Steamed fish recipes are very popular among Chinese families. In fact, one of my top three recipes on Nyonya Cooking is the Cantonese Steamed Fish which garnered over 850,000 views. Steamed fish is so easy to prepare. Moreover, steaming is the best method to opt for in order to taste the freshness of the fish.
Teochew is actually a Chinese dialect. There are many Teochew recipes using seafood and vegetables. Generally, Teochew dishes do not use much seasoning as they rely on the freshness of the ingredients. Whether or not you are a “Teochew-nang” (people of the Teochew dialect), you will appreciate the natural sourness of the pickled plum and mustard green in this dish. A good selection of fresh tomatoes also enhances the sourness and sweetness of the gravy.
The key ingredient to this dish is, of course, fresh fish. In Singapore or Malaysia, white prompret is often used in this Teochew Steamed Fish recipe. I opted for seabass instead and it was a great match, too. Other fish fleshed fishes such as cod, red snapper or trout can also be used.
The other important ingredients which are needed to create the sourish and salty flavours in the gravy are pickled plums, pickled vegetables ('kiam chai or hum choi'), tomatoes and soy sauce. Pickled plums are usually sold in glass bottles at the grocers but it may also be substituted with Japanese Ume, which is basically pickled plums too!
As for pickled vegetables, they are sold in vacuumed plastic packages. I was a little confused when faced with two different types of pickled vegetables. One of it is stated as sour pickled vegetables while the other is salted pickled vegetables. In case you are in the same predicament, just know that it is salted pickled vegetables which is needed in this recipe. These pickled ingredients added so many flavours to what could have been just a regular steamed fish recipe and turned it into a dish worth mentioning.
Besides all these fresh flavours, do add some really hot garlic oil onto the fish. This step is optional but I cannot resist adding spoonfuls of aromatic oil to the dish.
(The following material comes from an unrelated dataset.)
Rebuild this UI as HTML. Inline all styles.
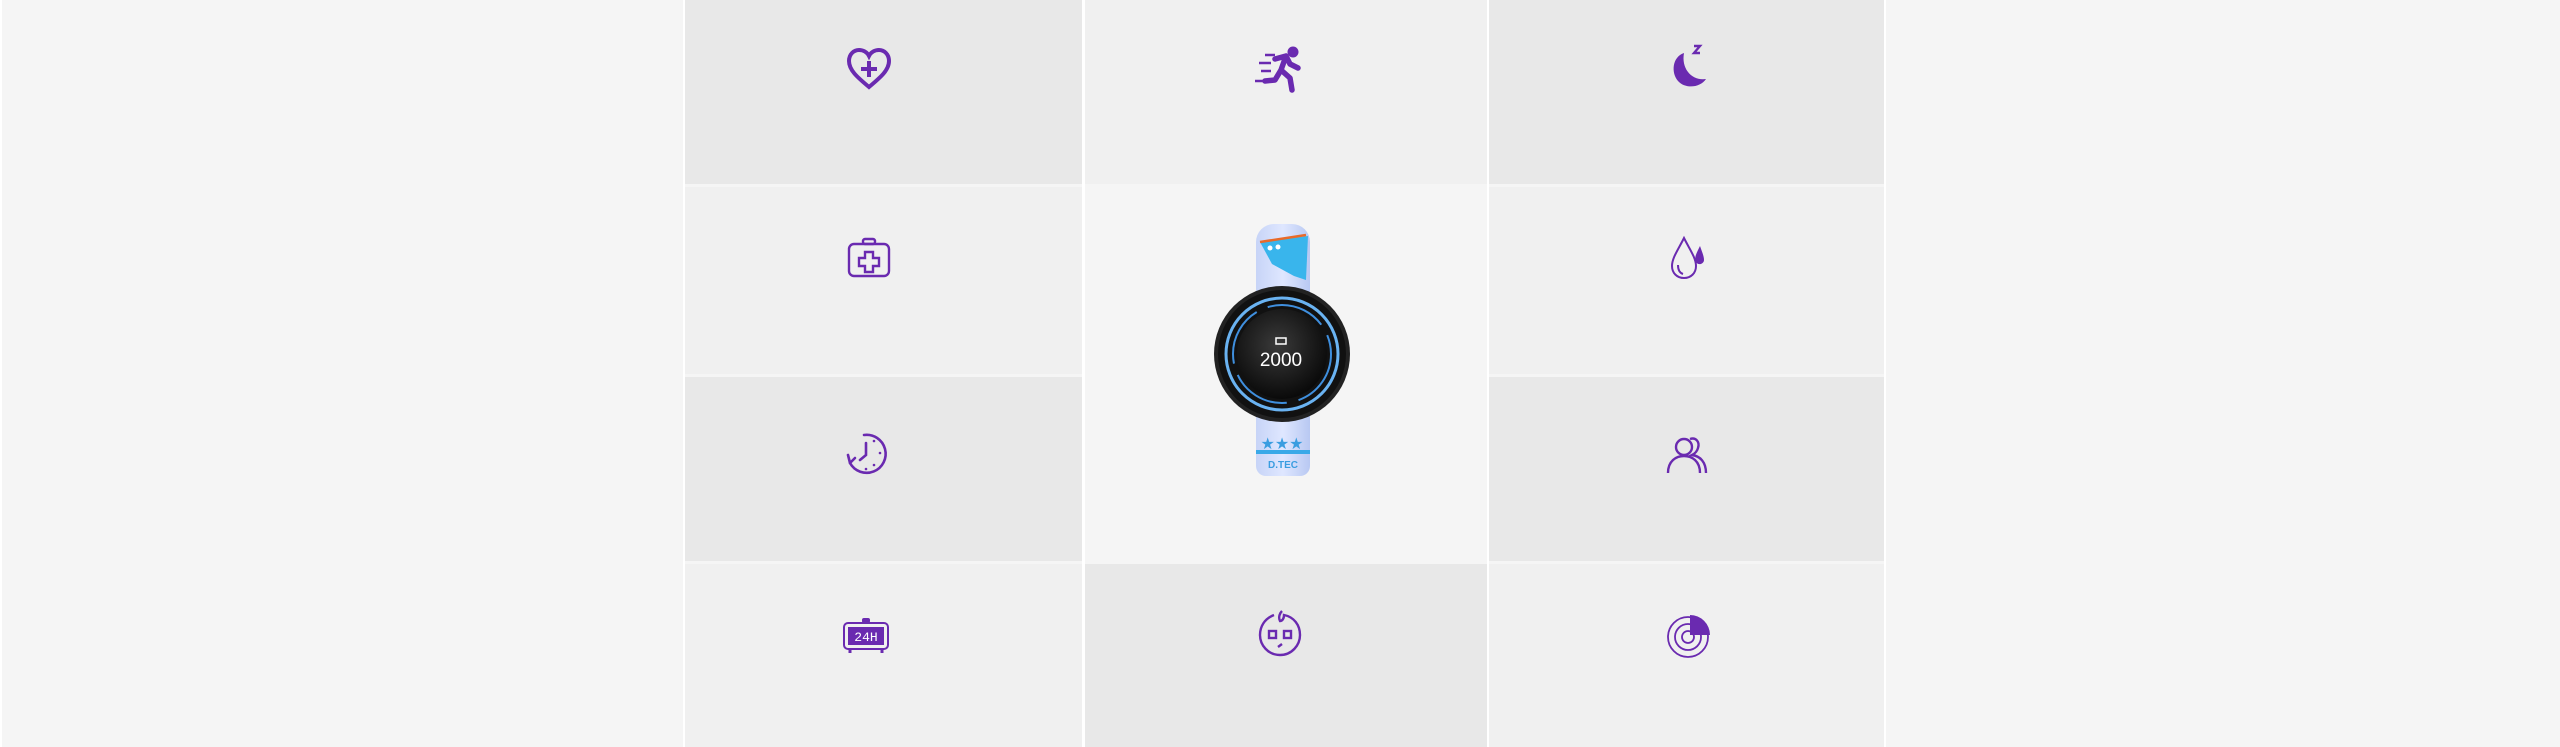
<!DOCTYPE html>
<html><head><meta charset="utf-8"><style>
html,body{margin:0;padding:0}
body{width:2560px;height:747px;background:#f5f5f5;position:relative;overflow:hidden;font-family:"Liberation Sans",sans-serif}
.c{position:absolute}
.ic{position:absolute;width:52px;height:52px;margin:-26px 0 0 -26px}
</style></head><body>
<div class="c" style="left:0;top:0;width:2px;height:747px;background:#fff"></div>
<div class="c" style="left:685px;top:0;width:397px;height:184px;background:#e8e8e8"></div>
<div class="c" style="left:1085px;top:0;width:402px;height:184px;background:#f0f0f0"></div>
<div class="c" style="left:1489px;top:0;width:395px;height:184px;background:#e8e8e8"></div>
<div class="c" style="left:685px;top:187px;width:397px;height:187px;background:#f0f0f0"></div>
<div class="c" style="left:1085px;top:187px;width:402px;height:374px;background:#f5f5f5"></div>
<div class="c" style="left:1489px;top:187px;width:395px;height:187px;background:#f0f0f0"></div>
<div class="c" style="left:685px;top:377px;width:397px;height:184px;background:#e8e8e8"></div>
<div class="c" style="left:1489px;top:377px;width:395px;height:184px;background:#e8e8e8"></div>
<div class="c" style="left:685px;top:564px;width:397px;height:183px;background:#f0f0f0"></div>
<div class="c" style="left:1085px;top:564px;width:402px;height:183px;background:#e8e8e8"></div>
<div class="c" style="left:1489px;top:564px;width:395px;height:183px;background:#f0f0f0"></div>
<div class="c" style="left:683px;top:0;width:2px;height:747px;background:#fff"></div>
<div class="c" style="left:1082px;top:0;width:3px;height:747px;background:#fff"></div>
<div class="c" style="left:1487px;top:0;width:2px;height:747px;background:#fff"></div>
<div class="c" style="left:1884px;top:0;width:2px;height:747px;background:#fff"></div>

<svg class="ic" style="left:869px;top:69px" viewBox="0 0 52 52"><path d="M26 44 C14 34 6 27 6 18 C6 11 11 7 16 7 C20 7 24 9 26 13 C28 9 32 7 36 7 C41 7 46 11 46 18 C46 27 38 34 26 44Z" fill="none" stroke="#6a2ab0" stroke-width="4"/><path d="M26 18v16M18 26h16" stroke="#6a2ab0" stroke-width="4"/></svg>
<svg class="ic" style="left:1279px;top:69px" viewBox="0 0 52 52"><g stroke="#6a2ab0" stroke-width="2.5" fill="none"><path d="M12 12h10M6 20h12M8 28h10M2 38h10"/></g><circle cx="40" cy="9" r="5.5" fill="#6a2ab0"/><path d="M22 16 L33 13 L37 21 L45 25 M33 13 L28 27 L37 35 L39 47 M28 27 L22 37 L12 38" stroke="#6a2ab0" stroke-width="5.5" fill="none" stroke-linecap="round" stroke-linejoin="round"/></svg>
<svg class="ic" style="left:1690px;top:67px" viewBox="0 0 52 52"><path d="M20 12 C8 16 7 32 14 40 C21 48 36 47 42 38 C28 40 17 28 20 12Z" fill="#6a2ab0"/><path d="M30 5h6l-6 7h6" stroke="#6a2ab0" stroke-width="2.4" fill="none"/></svg>
<svg class="ic" style="left:869px;top:258px" viewBox="0 0 52 52"><g stroke="#6a2ab0" stroke-width="2.4" fill="none"><rect x="6" y="12" width="40" height="32" rx="5"/><rect x="20" y="7" width="12" height="5" rx="2"/><path d="M22 20h8v6h6v8h-6v6h-8v-6h-6v-8h6z"/></g></svg>
<svg class="ic" style="left:1688px;top:258px" viewBox="0 0 52 52"><g stroke="#6a2ab0" stroke-width="2" fill="none"><path d="M22 6 C16 18 10 26 10 34 C10 41 15 46 22 46 C29 46 34 41 34 34 C34 26 28 18 22 6Z"/><path d="M16 33 C16 38 18 41 21 42"/></g><path d="M38 14 C34 22 32 26 34 30 C36 34 42 32 42 28 C42 24 40 20 38 14Z" fill="#6a2ab0"/></svg>
<svg class="ic" style="left:866px;top:453px" viewBox="0 0 52 52"><g stroke="#6a2ab0" stroke-width="2.6" fill="none" stroke-linecap="round"><path d="M24 8 A19 19 0 1 1 10 36"/><path d="M10 36 L8 28 M10 36 L15 31"/><path d="M26 16v12l-6 5"/></g><g fill="#6a2ab0"><circle cx="34" cy="14" r="1.3"/><circle cx="40" cy="26" r="1.3"/><circle cx="34" cy="38" r="1.3"/><circle cx="26" cy="42" r="1.3"/></g></svg>
<svg class="ic" style="left:1688px;top:455px" viewBox="0 0 52 52"><g stroke="#6a2ab0" stroke-width="2.4" fill="none"><circle cx="22" cy="18" r="8"/><path d="M6 44 C6 32 14 27 22 27 C30 27 38 32 38 44"/><path d="M28 10 C34 8 38 13 36 19 C35 23 32 25 30 26 C38 27 44 33 44 44"/></g></svg>
<svg class="ic" style="left:866px;top:635px" viewBox="0 0 52 52"><g stroke="#6a2ab0" stroke-width="2" fill="none"><rect x="4" y="14" width="44" height="26" rx="4"/></g><rect x="8" y="18" width="36" height="18" fill="#6a2ab0"/><rect x="22" y="9" width="8" height="5" rx="2" fill="#6a2ab0"/><path d="M10 40v4M42 40v4" stroke="#6a2ab0" stroke-width="3"/><text x="26" y="32" font-size="13" fill="#fff" text-anchor="middle" font-family="Liberation Mono,monospace">24H</text></svg>
<svg class="ic" style="left:1280px;top:633px" viewBox="0 0 52 52"><g stroke="#6a2ab0" stroke-width="2.4" fill="none"><path d="M20 8 C10 12 6 20 6 28 C6 38 14 48 26 48 C38 48 46 38 46 28 C46 18 40 10 30 8 C30 12 28 14 26 14 C24 10 26 6 28 4"/><rect x="15" y="24" width="7" height="7"/><rect x="30" y="24" width="7" height="7"/><path d="M24 40l4-3"/></g></svg>
<svg class="ic" style="left:1690px;top:635px" viewBox="0 0 52 52"><g stroke="#6a2ab0" stroke-width="1.8" fill="none"><circle cx="24" cy="28" r="20"/><circle cx="24" cy="28" r="13"/><circle cx="24" cy="28" r="6"/></g><path d="M26 6 A20 20 0 0 1 46 26 L26 26Z" fill="#6a2ab0"/></svg>

<svg class="c" style="left:1210px;top:220px" width="145" height="262" viewBox="0 0 145 262">
<defs><linearGradient id="bd" x1="0" x2="1"><stop offset="0" stop-color="#c7d4f7"/><stop offset=".5" stop-color="#dfe7ff"/><stop offset="1" stop-color="#b8c8f2"/></linearGradient>
<radialGradient id="fc" cx=".45" cy=".4" r=".6"><stop offset="0" stop-color="#3a3a3a"/><stop offset="1" stop-color="#0a0a0a"/></radialGradient></defs>
<rect x="46" y="4" width="54" height="90" rx="18" fill="url(#bd)"/>
<path d="M50 22 L98 16 L96 60 L84 56 L62 44 Z" fill="#39b5ec"/>
<path d="M50 22 L96 15" stroke="#e86a2a" stroke-width="2.5"/>
<circle cx="60" cy="28" r="2.5" fill="#fff"/><circle cx="68" cy="27" r="2.5" fill="#fff"/>
<rect x="46" y="186" width="54" height="70" rx="10" fill="url(#bd)"/>
<rect x="46" y="230" width="54" height="4" fill="#39a9e8"/>
<text x="73" y="248" font-size="10" fill="#3a9de0" text-anchor="middle" font-weight="bold">D.TEC</text>
<text x="72" y="229" font-size="16" fill="#3a9de0" text-anchor="middle">★★★</text>
<circle cx="72" cy="134" r="68" fill="#222"/>
<circle cx="72" cy="134" r="64" fill="#111"/>
<circle cx="72" cy="134" r="56" fill="none" stroke="#6ab3f2" stroke-width="3"/>
<circle cx="72" cy="134" r="49" fill="none" stroke="#3f8fde" stroke-width="2" stroke-dasharray="60 12"/>
<circle cx="72" cy="134" r="45" fill="url(#fc)"/>
<rect x="66" y="118" width="10" height="6" fill="none" stroke="#fff" stroke-width="1.5"/>
<text x="71" y="146" font-size="19" fill="#fff" text-anchor="middle" font-family="Liberation Sans Narrow,Liberation Sans,sans-serif">2000</text>
</svg>
</body></html>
Simply fry equally sliced garlic at medium heat until golden brown. Remove from the stove and immediately pour it onto the fish. This does not only improves the flavours but as the hot oil comes into contact with the skin of the steamed fish, the skin becomes slightly crispy. That is the final touch to make the dish perfect.
Steaming fish does not requires much effort. In fact, the cooking process only took 12 minutes and the Teochew steamed fish was ready to be served. Personally, I definitely think this dish is great for Chinese New Year. During normal midweek dinners, this dish is perfect because it is complete with lots of vegetables besides the fresh fish. Just serve together with warm rice.
Teochew Steamed Fish is also known as: 潮州式蒸鱼Chiuchow Steamed FishFish Steamed with Pickled Plum and Vegetables
Marinate pork belly with light soy sauce and oyster sauce for 5 minutes. Pan-fry pork belly at low heat until brown.
On a plate, lay pan-fried pork belly, silken tofu, ginger slices and the lower part of the scallions. Add some preserved vegetables, salted Chinese plums and shiitake mushroom slices.
Deglaze pan used to fry pork belly at low heat with water from the soaked mushrooms. Add shaoxing wine, sesame oil and soy sauce. Stir well and set aside.
Score the fish on both sides. Lightly rub the fish skin and flesh with some of the juice from salted preserved plums. Carefully lay fish on top of the ingredients on the plate and place the rest of the preserved vegetables, salted Chinese plums, mushroom slices and cherry tomatoes on the fish.
Pour gravy from the deglazed pan onto fish. Steamed fish in a wok/pan for 12 minutes at high heat.
Fry garlic slices in oil over medium heat until golden brown. Pour garlic oil onto fish shortly before serving. Garnish with scallions, ginger and chillies to serve with white rice.